How I Built an Offline AI Orchestrator in 100% Rust (Goodbye, OpenAI Bills)

#programming #opensource #ai #rust

The cloud is great, until you get the bill.

Like many developers, I wanted to build "Agentic Workflows"—systems where one AI model’s output triggers another’s action. But every time I wanted to test a multi-step chain, I hit the same three walls:

The Token Tax: Iterating on complex logic meant burning API credits.
Privacy: I couldn't build workflows that touched sensitive local files because everything had to be shipped to a remote server.
Latency: Waiting for a server round-trip just to summarize a local text file felt inefficient.

I realized I didn't need another wrapper around the OpenAI API. I needed a "Unix pipe" for local intelligence.

So I built LAO (Local AI Orchestrator)—a desktop tool written entirely in Rust (from the backend logic to the GUI) that chains local models like Llama 3 and Whisper into powerful, offline workflows.

What is LAO?

LAO is a cross-platform desktop application that lets you visually build Directed Acyclic Graphs (DAGs) of AI tasks.

Instead of writing Python scripts to glue models together, you define steps: "Watch this folder for audio files" -> "Transcribe with Whisper" -> "Summarize with Llama 3" -> "Save to Markdown".

And here is the kicker: It runs 100% offline. No internet, no API keys, no monthly subscriptions.

The Stack: "Full Stack" Rust

I chose Rust not just for performance, but for correctness. When you are orchestrating heavy compute tasks (like loading a 7GB model into RAM), memory safety isn't optional.

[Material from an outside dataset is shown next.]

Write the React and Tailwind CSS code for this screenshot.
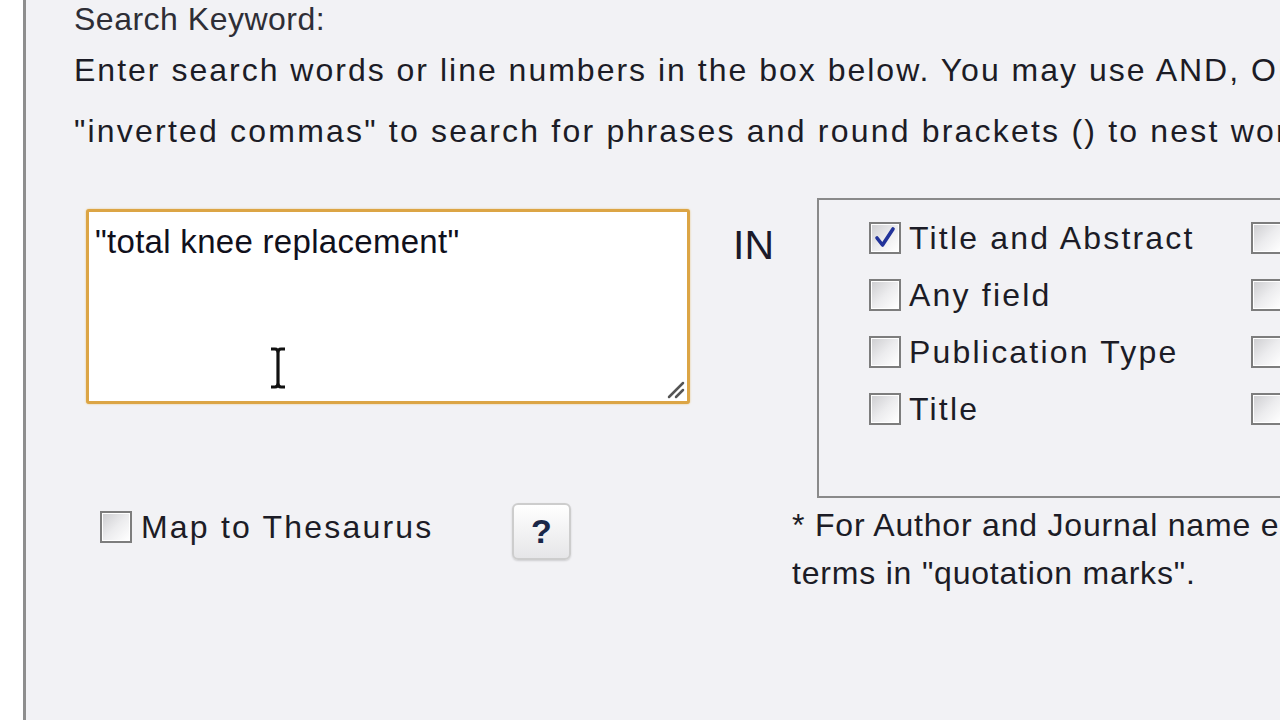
import React from "react";

const font = { fontFamily: '"Liberation Sans", Arial, sans-serif' };

function Box({ checked }) {
  return (
    <div className="w-[32px] h-[32px] shrink-0 border-2 border-[#7d7d7d] bg-white p-[1px]">
      <div className="relative w-full h-full bg-gradient-to-br from-[#cfcfd2] via-[#ececee] to-white">
        {checked && (
          <svg viewBox="0 0 26 26" className="absolute inset-0 w-full h-full">
            <path d="M5 13 L10.5 20 L21 4" fill="none" stroke="#22339a" strokeWidth="3.6" strokeLinecap="round" strokeLinejoin="round" />
          </svg>
        )}
      </div>
    </div>
  );
}

function Option({ label, checked }) {
  return (
    <div className="h-[57px] flex items-center">
      <Box checked={checked} />
      {label && <span className="ml-[8px] whitespace-nowrap">{label}</span>}
    </div>
  );
}

export default function App() {
  return (
    <div
      className="w-[1280px] h-[720px] overflow-hidden flex bg-[#f2f2f5] text-[#1c1c26] text-[32px] tracking-[2.2px]"
      style={font}
    >
      <div className="w-[26px] shrink-0 bg-white border-r-[3px] border-[#8e8e8e]" />
      <div className="flex-1 pl-[48px] min-w-0">
        <div className="leading-[38px] tracking-[0.5px] text-[#2e2e36] whitespace-nowrap">Search Keyword:</div>
        <div className="mt-[1.5px] leading-[61px] whitespace-nowrap">
          <div className="tracking-[2px]">
            Enter search words or line numbers in the box below. You may use AND, OR and NOT. Use
          </div>
          <div>"inverted commas" to search for phrases and round brackets () to nest words together.</div>
        </div>

        <div className="mt-[36px] flex items-start">
          <div className="ml-[12px] mt-[11px] relative w-[604px] h-[195px] shrink-0 bg-white border-[3px] border-[#dca545] rounded-[3px] shadow-[0_0_2px_#e8c27a]">
            <div className="pl-[6px] pt-[10px] text-[33px] leading-[40px] tracking-[0.3px] text-[#10101c] whitespace-nowrap">
              "total knee replacement"
            </div>
            <svg className="absolute left-[179px] top-[134px]" width="20" height="44" viewBox="0 0 20 44">
              <path d="M3 3 H7 Q10 3 10 7 V37 Q10 41 7 41 H3 M17 3 H13 Q10 3 10 7 M10 37 Q10 41 13 41 H17" fill="none" stroke="#111" strokeWidth="3.2" />
            </svg>
            <svg className="absolute right-[2px] bottom-[2px]" width="22" height="22" viewBox="0 0 22 22">
              <path d="M6 20 L20 6 M13 20 L20 13" stroke="#555" strokeWidth="2.5" strokeLinecap="round" />
            </svg>
          </div>

          <div className="ml-[43px] mt-[27px] text-[41px] leading-none tracking-[0px] text-[#1a1a2a]">IN</div>

          <div className="ml-[43px] w-[600px] h-[300px] shrink-0 border-2 border-[#8a8a8a] pl-[50px] pt-[10px] grid grid-cols-[382px_200px]">
            <div>
              <Option label="Title and Abstract" checked />
              <Option label="Any field" />
              <Option label="Publication Type" />
              <Option label="Title" />
            </div>
            <div>
              <Option label="Author" />
              <Option label="Journal" />
              <Option label="Keyword" />
              <Option label="Abstract" />
            </div>
          </div>
        </div>

        <div className="flex items-start">
          <div className="ml-[26px] mt-[9px] w-[412px] h-[40px] shrink-0 flex items-center">
            <Box />
            <span className="ml-[9px] whitespace-nowrap">Map to Thesaurus</span>
          </div>
          <div className="mt-[5px] w-[59px] h-[57px] shrink-0 flex items-center justify-center rounded-[6px] border-2 border-[#cdcdcd] bg-gradient-to-b from-white to-[#e6e6e8] shadow-[0_1px_2px_rgba(0,0,0,0.15)] text-[34px] font-bold tracking-[0px] text-[#1a2748]">
            ?
          </div>
          <div className="ml-[221px] mt-[3px] leading-[48px] tracking-[0.8px] whitespace-nowrap">
            <div>* For Author and Journal name entries, enclose</div>
            <div>terms in "quotation marks".</div>
          </div>
        </div>
      </div>
    </div>
  );
}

1. The Core (Systems Engineering)

The backend isn't just a script runner. It's a custom DAG Engine that handles:

Dependency Resolution: Ensuring Step B never runs if Step A fails.
Hot-Swappable Plugins: I built a dynamic plugin system using Rust's libloading. Plugins (like the Ollama interface or the Whisper engine) are compiled as shared libraries (.so/.dll) and loaded at runtime.
State Management: If the app crashes, the WorkflowScheduler knows exactly where it left off.

2. The UI (egui)

Initially, I considered using a web-based frontend. But I wanted LAO to feel like a tool, not a website.

I built the entire interface using egui (an immediate mode GUI library for Rust).

Why egui? It compiles to a single binary with the backend. No Electron bloat, no 200MB memory overhead just to render a button.
Performance: The visual graph editor renders at 60FPS even with complex workflows because it's running natively on the GPU.

The Coolest Part: Dynamic Plugin Loading

The hardest technical challenge was making the system extensible without recompiling the core. I needed a way to load new capabilities (like a new model type) on the fly.

Here is a snippet from the PluginManager that handles hot reloading. It safely unloads the old plugin code and swaps in the new version while the app is running:

// core/plugin_manager.rs

pub fn hot_reload_plugin(&mut self, name: &str) -> Result<()> {
    println!("🔄 Hot reloading plugin: {}", name);

    // 1. Emit unload event so the UI can clean up
    self.emit_event(PluginEvent::PluginUnloaded {
        plugin_name: name.to_string(),
    });

    // 2. Safely remove the old library from memory
    if self.registry.plugins.contains_key(name) {
        // In the real impl, we drop the dynamic library handle here
        self.registry.plugins.remove(name);
    }

    // 3. Load the new binary from disk
    self.load_plugins()?;

    println!("✓ Successfully hot reloaded plugin: {}", name);
    Ok(())
}

This architecture allows developers to write their own Rust plugins for LAO and drop the .dll or .so file into the plugins/ folder, and the engine picks it up instantly.